Cyprus Having Second Thoughts About Stealing Money From Citizens' Bank Accounts

By Susan Duclos

All hell broke loose in Cyprus when the news that Greek lawmakers were about to agree to a bailout deal which would require a one-off tax to be levied against bank depositors Accounts with more than €100,000 would have been taxed at 9.9%, those with less at 6.75%.

Citizens were not at all happy to realize that their government was about to literally steal money out of their bank accounts before the banks opened on Monday. Then it was announced the banks would not be opening until later in the week.

"I'm extremely angry. I worked years and years to get it together and now I am losing it on the say-so of the Dutch and the Germans," said British-Cypriot Andy Georgiou, 54, who returned to Cyprus in mid-2012 with his savings.

"They call Sicily the island of the mafia. It's not Sicily, it's Cyprus. This is theft, pure and simple," said a pensioner.

Over the weekend, Russian energy giant Gazprom offered Cyprus a way out.

The proposal states that Gazprom will fund the restructuring of the country’s crippled financial institutions in exchange for substantial control over the country’s gas resources while Cyprus won’t need to take the harsh bailout package offered by the EU.

EU offered a 10 billion euros rescue package to Cyprus with the condition of raising 5.8 billion euros ($7.5 billion) by taking a piece of every bank account in Cyprus. The originally proposed levies on deposits are 9.9 percent for accounts exceeding 100,000 euros and 6.7 percent on anything below that.

It appears that offer was not going to be excepted.

Cypriot President Nicos Anstasiades is not willing to discuss the Russian’s offer according to Newsit who cited an anonymous source close to the President.

“The president is not going to discuss this plan because he wants a solution that will come from the EU,” said the anonymous source.

Lawmakers now are having second thoughts about the deal:

As lawyers in Cyprus questioned the legality of both taxing deposits that are supposed to be insured up to 100,000 euros, and confiscating sums above that, Mr. Anastasiades postponed a parliamentary vote on the package until Tuesday, as signs emerged that lawmakers might not approve. 
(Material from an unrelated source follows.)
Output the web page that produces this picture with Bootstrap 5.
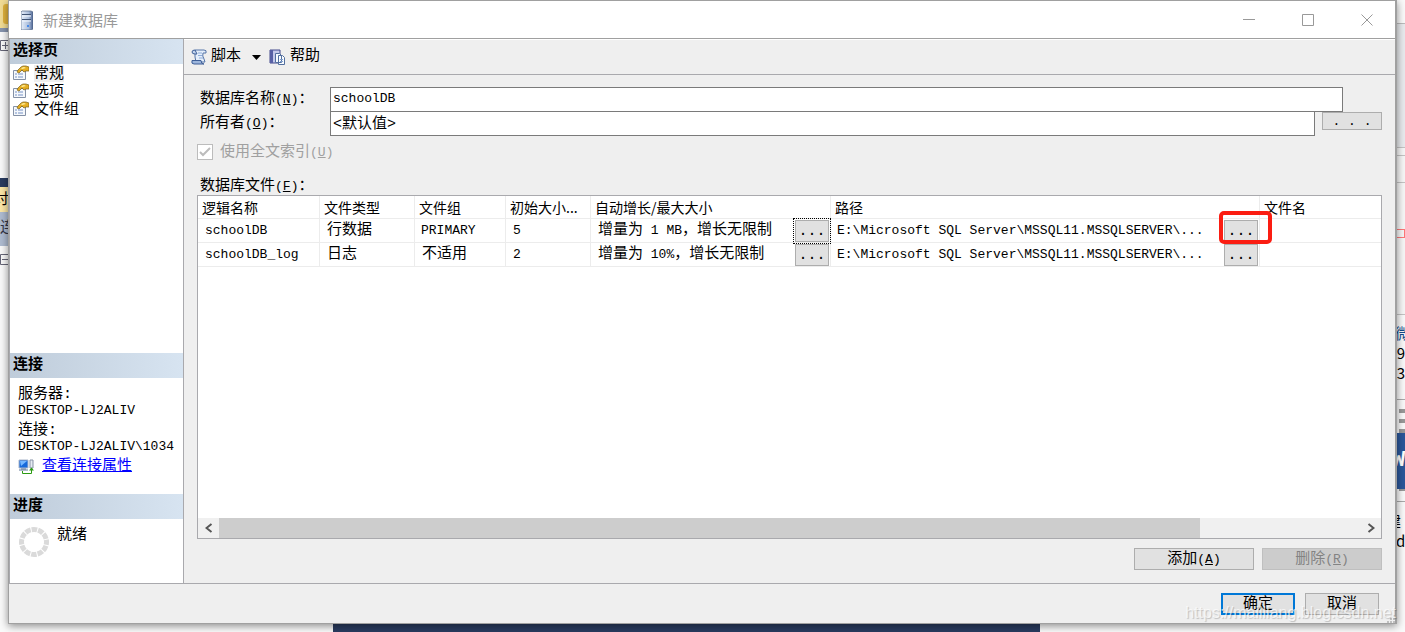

In Brussels, the club of 17 euro zone finance ministers that had signed the bailout plan for Cyprus held an emergency conference call Monday evening and tiptoed back from terms of the arrangement, by agreeing to consider a new deal that could lighten the burden for less well-to-do Cypriots. 

In a statement, they said small depositors “should be treated differently from large depositors,” and said they were open to modifying the tax on those with less than 100,000 euros. It also appeared from comments made by officials that the I.M.F. was leaning that way as well.
In other words, the new plan would be to just steal money out of upper income citizens' bank accounts, despite having raised taxes on high-income earners, self-employed professionals and businesses, in January 2013.

Accoding to NBC World News, even that deal might be dying  slow death.

The widely criticized Cyprus bailout deal looked set to collapse despite a last-minute compromise attempt Tuesday, plunging one of the smallest European states closer to financial oblivion.

Lawmakers appeared likely to reject the unprecedented overnight tax on all bank accounts, CNBC reported, even after the government said smaller savers would be exempted.

More at CNBC News.

Trouble is brewing at this point even if the deal is rejected. Just the fact that lawmakers considered this an option for a second, preventing bank depositors from accessing their own money until lawmakers could decided how much they would simply steal and from whom, is going to cast doubt from citizens on how safe their money in any bank.